En plat principal, un succulent pigeon cuit de différentes manières avec un demi-glacé et les abats tels que foie et cœur hachés et transformés en un léger parfais étalé sur une tranche de pain grillé. Pigeon rosé et aussi confit pour les cuisses.


Un dessert très innovant et audacieux, parfaitement équilibré, une glace au miel, espuma de cardamome, namelaka de chocolat blanc, citron vert, curry et pollen. Le terme « Namelaka » vient du Japon et son sens littéral est « ultra crémeux / extrêmement crémeux », est très délicat, et surprend ceux qui ont le plaisir de le déguster. Il s’agit d’une ganache au chocolat blanc, mais aussi d’une mousse au chocolat blanc, et d’une crème très spéciale qui ne contient ni œufs ni farine ! La combinaison des différentes épices est vraiment magnifique autour de cette glace.

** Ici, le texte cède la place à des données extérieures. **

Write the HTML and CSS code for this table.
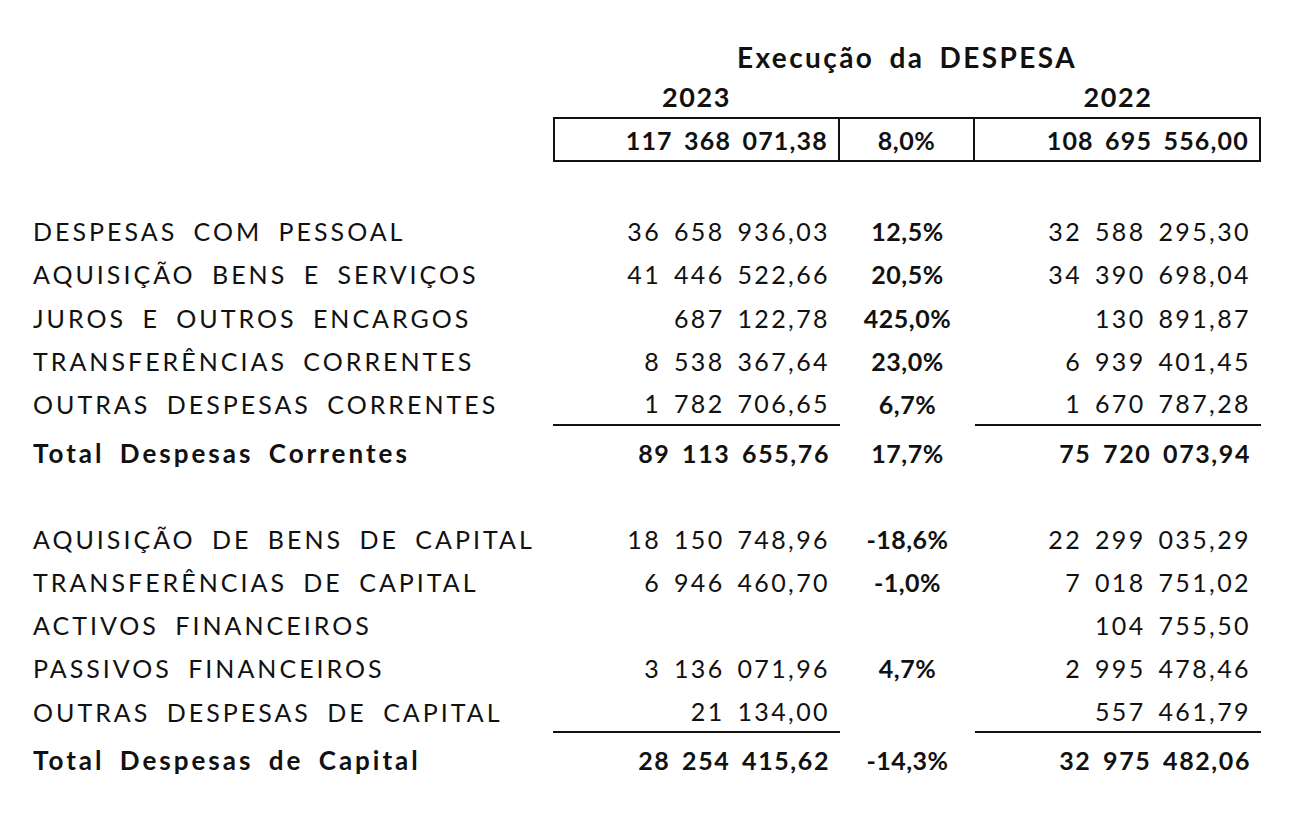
FILE: index.html
```html
<!DOCTYPE html>
<html lang="pt">
<head>
<meta charset="utf-8">
<title>Execução da DESPESA</title>
<link rel="stylesheet" href="styles.css">
</head>
<body>
<div class="sheet">
  <div class="row head-title">
    <div class="label"></div>
    <div class="title">Execução da DESPESA</div>
  </div>
  <div class="row head-years">
    <div class="label"></div>
    <div class="year">2023</div>
    <div class="pct"></div>
    <div class="year">2022</div>
  </div>
  <div class="row head-box">
    <div class="label"></div>
    <div class="num box-cell first">117 368 071,38</div>
    <div class="pct box-cell">8,0%</div>
    <div class="num box-cell last">108 695 556,00</div>
  </div>

  <div class="section">
    <div class="row"><div class="label">DESPESAS COM PESSOAL</div><div class="num">36 658 936,03</div><div class="pct">12,5%</div><div class="num">32 588 295,30</div></div>
    <div class="row"><div class="label">AQUISIÇÃO BENS E SERVIÇOS</div><div class="num">41 446 522,66</div><div class="pct">20,5%</div><div class="num">34 390 698,04</div></div>
    <div class="row"><div class="label">JUROS E OUTROS ENCARGOS</div><div class="num">687 122,78</div><div class="pct">425,0%</div><div class="num">130 891,87</div></div>
    <div class="row"><div class="label">TRANSFERÊNCIAS CORRENTES</div><div class="num">8 538 367,64</div><div class="pct">23,0%</div><div class="num">6 939 401,45</div></div>
    <div class="row underlined"><div class="label">OUTRAS DESPESAS CORRENTES</div><div class="num">1 782 706,65</div><div class="pct">6,7%</div><div class="num">1 670 787,28</div></div>
    <div class="row total"><div class="label">Total Despesas Correntes</div><div class="num">89 113 655,76</div><div class="pct">17,7%</div><div class="num">75 720 073,94</div></div>
  </div>

  <div class="section">
    <div class="row"><div class="label">AQUISIÇÃO DE BENS DE CAPITAL</div><div class="num">18 150 748,96</div><div class="pct">-18,6%</div><div class="num">22 299 035,29</div></div>
    <div class="row"><div class="label">TRANSFERÊNCIAS DE CAPITAL</div><div class="num">6 946 460,70</div><div class="pct">-1,0%</div><div class="num">7 018 751,02</div></div>
    <div class="row"><div class="label">ACTIVOS FINANCEIROS</div><div class="num"></div><div class="pct"></div><div class="num">104 755,50</div></div>
    <div class="row"><div class="label">PASSIVOS FINANCEIROS</div><div class="num">3 136 071,96</div><div class="pct">4,7%</div><div class="num">2 995 478,46</div></div>
    <div class="row underlined"><div class="label">OUTRAS DESPESAS DE CAPITAL</div><div class="num">21 134,00</div><div class="pct"></div><div class="num">557 461,79</div></div>
    <div class="row total"><div class="label">Total Despesas de Capital</div><div class="num">28 254 415,62</div><div class="pct">-14,3%</div><div class="num">32 975 482,06</div></div>
  </div>
</div>
</body>
</html>
```

FILE: styles.css
```css
html, body {
  margin: 0;
  padding: 0;
  background: #ffffff;
}

body {
  font-family: "Lato", "Open Sans", sans-serif;
  color: #111111;
}

.sheet {
  padding: 37px 0 0 33px;
  width: 1228px;
}

.row {
  display: grid;
  grid-template-columns: 520px 287px 135px 286px;
  height: 43.25px;
  align-items: center;
  font-size: 25px;
  line-height: 30px;
}

.label {
  letter-spacing: 3px;
  word-spacing: 7px;
  white-space: nowrap;
}

.num {
  text-align: right;
  padding-right: 10px;
  letter-spacing: 2.4px;
  word-spacing: 4px;
  white-space: nowrap;
}

.pct {
  text-align: center;
  font-weight: 700;
  letter-spacing: 0.5px;
}

/* header */
.head-title {
  height: 40px;
}

.title {
  grid-column: 2 / 5;
  text-align: center;
  font-weight: 700;
  font-size: 28px;
  letter-spacing: 2.4px;
  word-spacing: 6px;
}

.head-years {
  height: 40px;
}

.year {
  text-align: center;
  font-weight: 700;
  font-size: 27px;
  letter-spacing: 1.6px;
}

.head-box {
  height: 45px;
  align-items: stretch;
}

.box-cell {
  display: flex;
  align-items: center;
  border-top: 2px solid #111;
  border-bottom: 2px solid #111;
  border-right: 2px solid #111;
  font-weight: 700;
}

.box-cell.num {
  letter-spacing: 1.2px;
  word-spacing: 4px;
}

.box-cell.first {
  border-left: 2px solid #111;
  justify-content: flex-end;
}

.box-cell.last {
  justify-content: flex-end;
}

.box-cell.pct {
  justify-content: center;
}

/* sections */
.section {
  margin-top: 47.4px;
}

.section + .section {
  margin-top: 42.4px;
}

.underlined {
  align-items: stretch;
}

.underlined > div {
  display: flex;
  align-items: center;
}

.underlined > .num {
  justify-content: flex-end;
  border-bottom: 2px solid #111;
}

.underlined > .pct {
  justify-content: center;
}

.total {
  height: 49px;
  padding-top: 5px;
  box-sizing: border-box;
  font-weight: 700;
}

.total .label {
  font-size: 26px;
  letter-spacing: 3px;
  word-spacing: 6px;
}

.total .num {
  letter-spacing: 1.6px;
  word-spacing: 4px;
}
```
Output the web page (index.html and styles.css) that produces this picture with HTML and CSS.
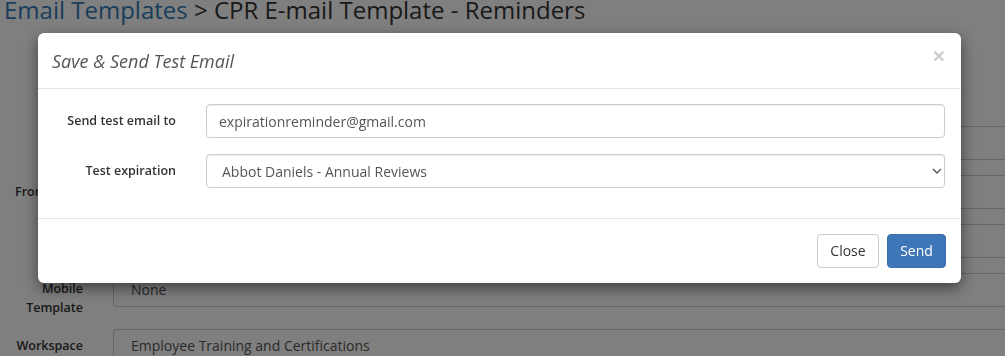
FILE: index.html
```html
<!DOCTYPE html>
<html lang="en">
<head>
    <meta charset="UTF-8">
    <meta name="viewport" content="width=device-width, initial-scale=1.0">
    <title>CPR E-mail Template - Reminders</title>
    <link rel="stylesheet" href="styles.css">
</head>
<body>
    <div class="page">
        <h1 class="page-title"><a href="#">Email Templates</a> &gt; CPR E-mail Template - Reminders</h1>

        <form class="template-form">
            <div class="form-row">
                <label>Name</label>
                <div class="field">CPR E-mail Template - Reminders</div>
            </div>
            <div class="form-row">
                <label>From Email</label>
                <div class="field">expirationreminder@gmail.com</div>
            </div>
            <div class="form-row">
                <label>BCC</label>
                <div class="field"></div>
            </div>
            <div class="form-row tall">
                <label>Mobile Template</label>
                <div class="field">None</div>
            </div>
            <div class="form-row">
                <label>Workspace</label>
                <div class="field">Employee Training and Certifications</div>
            </div>
        </form>
    </div>

    <!-- Modal backdrop -->
    <div class="backdrop"></div>

    <div class="modal">
        <div class="modal-header">
            <h4 class="modal-title">Save &amp; Send Test Email</h4>
            <button type="button" class="close">&times;</button>
        </div>
        <div class="modal-body">
            <div class="modal-row">
                <label for="test-email">Send test email to</label>
                <input type="text" id="test-email" value="expirationreminder@gmail.com">
            </div>
            <div class="modal-row">
                <label for="test-expiration">Test expiration</label>
                <div class="select-wrap">
                    <select id="test-expiration">
                        <option>Abbot Daniels - Annual Reviews</option>
                    </select>
                    <svg class="chevron" width="10" height="6" viewBox="0 0 10 6">
                        <path d="M1 1 L5 5 L9 1" fill="none" stroke="#555" stroke-width="1.4"/>
                    </svg>
                </div>
            </div>
        </div>
        <div class="modal-footer">
            <button type="button" class="btn btn-default">Close</button>
            <button type="button" class="btn btn-primary">Send</button>
        </div>
    </div>
</body>
</html>
```

FILE: styles.css
```css
/* General Reset */
* {
    margin: 0;
    padding: 0;
    box-sizing: border-box;
}

body {
    font-family: "Open Sans", "Noto Sans", sans-serif;
    font-size: 14px;
    color: #333;
    background-color: #ffffff;
    overflow: hidden;
    height: 356px;
}

/* Page behind the modal */
.page {
    padding: 0 0 0 4px;
}

.page-title {
    font-size: 24px;
    font-weight: normal;
    line-height: 26px;
    margin-top: -3px;
    white-space: nowrap;
}

.page-title a {
    color: #337ab7;
    text-decoration: none;
}

.template-form {
    margin-top: 103px;
    width: 1100px;
}

.form-row {
    display: grid;
    grid-template-columns: 79px 1fr;
    column-gap: 30px;
    margin-bottom: 15px;
}

.form-row.tall {
    margin-bottom: 12px;
}

.form-row label {
    font-size: 12.5px;
    font-weight: 600;
    text-align: right;
    padding-top: 7px;
    line-height: 19px;
}

.form-row.tall label {
    padding-top: 6px;
}

.field {
    height: 34px;
    border: 1px solid #ccc;
    border-radius: 4px;
    padding: 6px 17px;
    line-height: 20px;
    color: #555;
}

/* Modal */
.backdrop {
    position: fixed;
    inset: 0;
    background-color: rgba(0, 0, 0, 0.5);
}

.modal {
    position: fixed;
    top: 33px;
    left: 38px;
    width: 923px;
    background-color: #fff;
    border-radius: 6px;
    box-shadow: 0 5px 15px rgba(0, 0, 0, 0.5);
}

.modal-header {
    display: flex;
    justify-content: space-between;
    align-items: center;
    height: 56px;
    padding: 0 15px 0 14px;
    border-bottom: 1px solid #e5e5e5;
}

.modal-title {
    font-size: 18px;
    font-weight: normal;
    font-style: italic;
    color: #555;
}

.close {
    background: none;
    border: none;
    font-family: "Liberation Sans", Arial, sans-serif;
    font-size: 21px;
    font-weight: bold;
    line-height: 1;
    color: #000;
    opacity: 0.2;
    margin-top: -10px;
    margin-right: 1px;
}

.modal-body {
    padding: 15px 15px 15px;
}

.modal-row {
    display: grid;
    grid-template-columns: 123px 1fr;
    column-gap: 30px;
    margin-bottom: 16px;
}

.modal-row:last-child {
    margin-bottom: 15px;
}

.modal-row label {
    font-size: 12.5px;
    font-weight: 600;
    text-align: right;
    padding-top: 7px;
    line-height: 19px;
}

.modal-row input,
.modal-row select {
    width: 739px;
    height: 34px;
    border: 1px solid #ccc;
    border-radius: 4px;
    padding: 6px 12px;
    font-family: inherit;
    font-size: 14px;
    color: #555;
    background-color: #fff;
    box-shadow: inset 0 1px 1px rgba(0, 0, 0, 0.075);
}

.modal-row select {
    -webkit-appearance: none;
    appearance: none;
    padding-left: 15px;
}

.select-wrap {
    position: relative;
}

.chevron {
    position: absolute;
    left: 726px;
    top: 14px;
}

.modal-footer {
    display: flex;
    justify-content: flex-end;
    gap: 8px;
    padding: 15px 15px 15px;
    border-top: 1px solid #e5e5e5;
}

.btn {
    height: 34px;
    padding: 6px 12px;
    font-family: inherit;
    font-size: 14px;
    line-height: 20px;
    border-radius: 4px;
    border: 1px solid transparent;
}

.btn-default {
    width: 62px;
    background-color: #fff;
    border-color: #ccc;
    color: #333;
}

.btn-primary {
    width: 59px;
    background-color: #3e76b7;
    border-color: #3a6fad;
    color: #fff;
}
```
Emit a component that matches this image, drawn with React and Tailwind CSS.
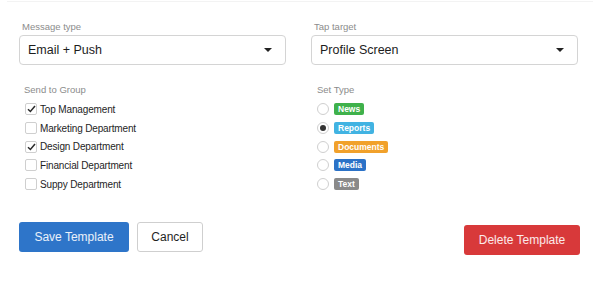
import React from 'react';

const font = { fontFamily: '"Liberation Sans", Arial, sans-serif' };

// Groups shown in the "Send to Group" list
const groups = [
    { name: 'Top Management', checked: true },
    { name: 'Marketing Department', checked: false },
    { name: 'Design Department', checked: true },
    { name: 'Financial Department', checked: false },
    { name: 'Suppy Department', checked: false },
];

// Types with their badge colours
const types = [
    { name: 'News', cls: 'bg-[#3fb14b]', checked: false },
    { name: 'Reports', cls: 'bg-[#41b3e2]', checked: true },
    { name: 'Documents', cls: 'bg-[#f1a12b]', checked: false },
    { name: 'Media', cls: 'bg-[#2b72c7]', checked: false },
    { name: 'Text', cls: 'bg-[#8a8a8a]', checked: false },
];

const Caret = () => (
    <svg width="8" height="4" viewBox="0 0 8 4" className="mr-[3px]">
        <path d="M0 0 L8 0 L4 4 Z" fill="#222" />
    </svg>
);

const SelectBox = ({ label, value }) => (
    <div>
        <div className="text-[9.5px] leading-[13px] text-[#8c8c8c] ml-[3px]">{label}</div>
        <div className="mt-[2px] h-[30px] rounded-[4px] border border-[#d4d4d4] bg-white flex items-center justify-between pl-[8px] pr-[10px]">
            <span className="text-[12.5px] text-[#1d1d1d]">{value}</span>
            <Caret />
        </div>
    </div>
);

const Checkbox = ({ checked }) => (
    <span className="w-[12px] h-[12px] rounded-[2px] border border-[#cfcfcf] bg-white flex items-center justify-center">
        {checked && (
            <svg width="9" height="8" viewBox="0 0 9 8">
                <path d="M1 4.2 L3.4 6.5 L8 1" stroke="#2a2a2a" strokeWidth="1.5" fill="none" />
            </svg>
        )}
    </span>
);

const Radio = ({ checked }) => (
    <span className="w-[12px] h-[12px] rounded-full border border-[#cfcfcf] bg-white flex items-center justify-center">
        {checked && <span className="w-[6px] h-[6px] rounded-full bg-[#333]" />}
    </span>
);

const App = () => {
    return (
        <div className="w-[600px] h-[283px] bg-white relative overflow-hidden" style={font}>
            {/* faint edge of the section above */}
            <div className="mx-[7px] h-[2px] border-b border-[#f3f3f3]" />

            <div className="px-[19px] pt-[18px]">
                {/* Selects row */}
                <div className="grid grid-cols-[267px_267px] gap-x-[25px]">
                    <SelectBox label="Message type" value="Email + Push" />
                    <SelectBox label="Tap target" value="Profile Screen" />
                </div>

                {/* Groups and types */}
                <div className="grid grid-cols-[267px_267px] gap-x-[25px] mt-[18px]">
                    <div className="pl-[5px]">
                        <div className="text-[9.5px] leading-[13px] text-[#8c8c8c]">Send to Group</div>
                        <div className="mt-[4px] flex flex-col">
                            {groups.map((g) => (
                                <div key={g.name} className="h-[18.7px] flex items-center gap-[3px] pl-[1px]">
                                    <Checkbox checked={g.checked} />
                                    <span className="text-[10px] tracking-[-0.15px] text-[#1e1e1e]">{g.name}</span>
                                </div>
                            ))}
                        </div>
                    </div>
                    <div className="pl-[6px]">
                        <div className="text-[9.5px] leading-[13px] text-[#8c8c8c]">Set Type</div>
                        <div className="mt-[4px] flex flex-col">
                            {types.map((t) => (
                                <div key={t.name} className="h-[18.7px] flex items-center gap-[5px]">
                                    <Radio checked={t.checked} />
                                    <span className={`${t.cls} text-white text-[8.5px] font-bold leading-[12px] h-[12px] px-[4px] rounded-[2px]`}>
                                        {t.name}
                                    </span>
                                </div>
                            ))}
                        </div>
                    </div>
                </div>

                {/* Actions */}
                <div className="mt-[29px] flex items-start justify-between">
                    <div className="flex gap-[8px]">
                        <button className="w-[110px] h-[30px] rounded-[3px] bg-[#2e75c9] text-white/90 text-[12px]">Save Template</button>
                        <button className="w-[66px] h-[30px] rounded-[3px] border border-[#cfcfcf] bg-white text-[#1f1f1f] text-[12px]">Cancel</button>
                    </div>
                    <button className="mt-[3px] mr-[1px] w-[116px] h-[30px] rounded-[3px] bg-[#d8393a] text-white/90 text-[12px]">Delete Template</button>
                </div>
            </div>
        </div>
    );
};

export default App;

Comme vin, une bouteille de Garnatxa de Cervolès Les Garrigues 2018 avec d'élégantes notes minérales et balsamiques rappellent les bois et les montagnes, donnant au vin le caractère nécessaire pour se parer d'une entité, tout en faisant preuve de douceur.

En fin de repas nous seras proposé un verre de vin de Terrano Skerlj du Frioul-Vénétie, vin rouge d’une grande minéralité et d’une texture tannique agréable qui naît sur le sol rouge argileux et riche en fer de la région karstique. La tenue aromatique est riche en suggestions de fruits rouges, de terre, de sous-bois et de notes d’épices douces. En bouche, il est rond et doux, avec une grande fraîcheur minérale et de fins tanins.

A nouveau un repas toujours aussi exceptionnel chez Fabio où à chaque fois c’est une succession de plats qui oscillent entre surprise, confort, gourmandise et joie. Toujours l’une des plus belles adresses en ville.